The Hub sits between a set-top box and Wi-Fi hotspot, has a 5-inch 1080p display screen, stereo speakers, a Qualcomm Snapdragon 855 processor and runs on Android OS. HTC says the Hub can share its 5G signal with up to 20 devices.

Sprint should also bring the Galaxy Note 10 to the U.S., but this will have to wait until the second half of the year.

Sprint 5G data plans

  • No clearcut details on prices of data plans
  • The merger with T-Mobile could keep the prices down

Verizon Wireless will be charging an extra $10 to access 5G data on your Galaxy S10 5G. AT&T has been talking about possible tiered pricing for its 5G data plans while T-Mobile, on the other hand, says it plans to stick with the same prices that apply to 4G LTE data.
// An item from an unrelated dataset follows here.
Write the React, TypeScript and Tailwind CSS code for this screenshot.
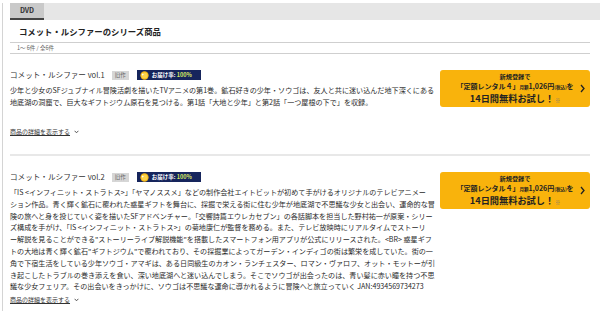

As for Sprint, the telco is offering an Unlimited Premium plan priced at $80 per month, giving users access to Amazon Prime, Hulu, and Tidal for music streaming on top of the usual unlimited data, text, and calls as well as 100GB of LTE mobile hotspot, 1080p streaming, and so on. For those who buy the S10 5G, they also get limited access to Hatch, the 5G game streaming service that Samsung has partnered with to offer over 100 titles.

T-Mobile CEO John Legere believes that if the FCC were to approve the proposed merger with Sprint, the resulting 5G data plans would be the same or better than those offered by both carriers for 4G LTE services.